In sum, bond prices have fallen (and yields have risen) relentlessly.
It was as if someone had just rung a bell, to warn the unwary that perhaps the Argentinian seller was getting the better half of the deal and that trouble lay ahead for the buyers, despite the 8% coupon which lured in so many income-seekers. While the specifics of one particular bond issue will have been of little direct interest to advisers and clients, the wider implications may have been.
Now another bell may be ringing, this time in the field of corporate, sub-investment grade debt, also known as high-yield or ‘junk’ debt.
This is because two recent deals in particular stand out.
- The first came from Netflix. No sooner had the American media giant published first-quarter earnings which showed bumper growth in sales, subscribers and stated profits than the company issued $1.9 billion in 10.5-year bonds. They came with a coupon of 5.875%, a premium of less than 300 basis points (3.0%) over 10-year US Government bonds for a borrower rated B+ by Standard & Poor’s.
Whether it proves a good deal for the bond buyers remains to be seen, especially as that was Netflix’s third bond issue in barely a year, after a $1.6 billion, 10.5-year deal priced at 4.875% and a €1.3 billion, 10-year issue priced at 3.625%.
And if Netflix is so profitable, why does it need the money?
The company is registering profits but it is also burning cash, as it acquires and develops more content in a subscriber land-grab, hoping to monetise them in the future. This is a high-risk, if potentially high-reward strategy, not least as Netflix now has more than $16 billion of debt and content purchase commitments to fund.
Netflix’s cash burn explains why it continues to issue (junk-rated) bonds
Source: Netflix accounts
- The second deal came from WeWork, a so-called ‘unicorn’ (with an estimated value of $20 billion) which leases large office spaces and then prepares them to package them up and lease them out in small chunks to start-up firms or individuals.
The firm is reportedly heavily-loss making and presumably eating through the $4.4 billion investment from Japan’s SoftBank last year, which may be why it rushed out a seven-year, $700 million bond, also rated B+ by Standard & Poors.

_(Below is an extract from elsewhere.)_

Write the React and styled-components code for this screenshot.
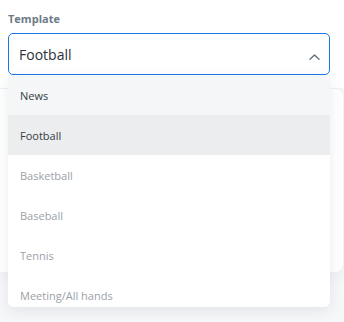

The coupon was 7.875% but the bonds have already dropped to barely 95 cents on the dollar, according to the Financial Times newspaper. In both cases, just as with Argentina, advisers and clients need to think about why these bonds were issued now and for whose benefit. It may be that the sellers think the terms for any future issuance will be worse for them (higher yields as US interest rates in particular keep rising).
Risk and reward
This is not to say that advisers and clients should abandon bonds, developed or Emerging Market, government or corporate, investment grade or junk.
But they do need to ensure that fixed income offers returns which sufficiently compensate for the risks involved (while perhaps performing another function within a portfolio, such as diversification).
Research from Fidelity’s fixed-income team and Bank of America Merrill Lynch suggests that the spreads on offer from investment grade and junk bonds relative to Government issues are a lot nearer their lows than their highs.
Credit spreads are nearer their historic lows than their historic highs
Source: Fidelity International, Bloomberg, Bank of America Merrill Lynch as of 31 March 2018. (Based on data from Bank of America Merrill Lynch indices. Based on spread to worst versus Government bonds).
The data suggests to this column that investment grade (just) offers enough compensation relative to default but advisers and clients must be mindful of weighing the need for income and portfolio diversification relative to the capital risks involved – especially if they think they can hear a bell ringing.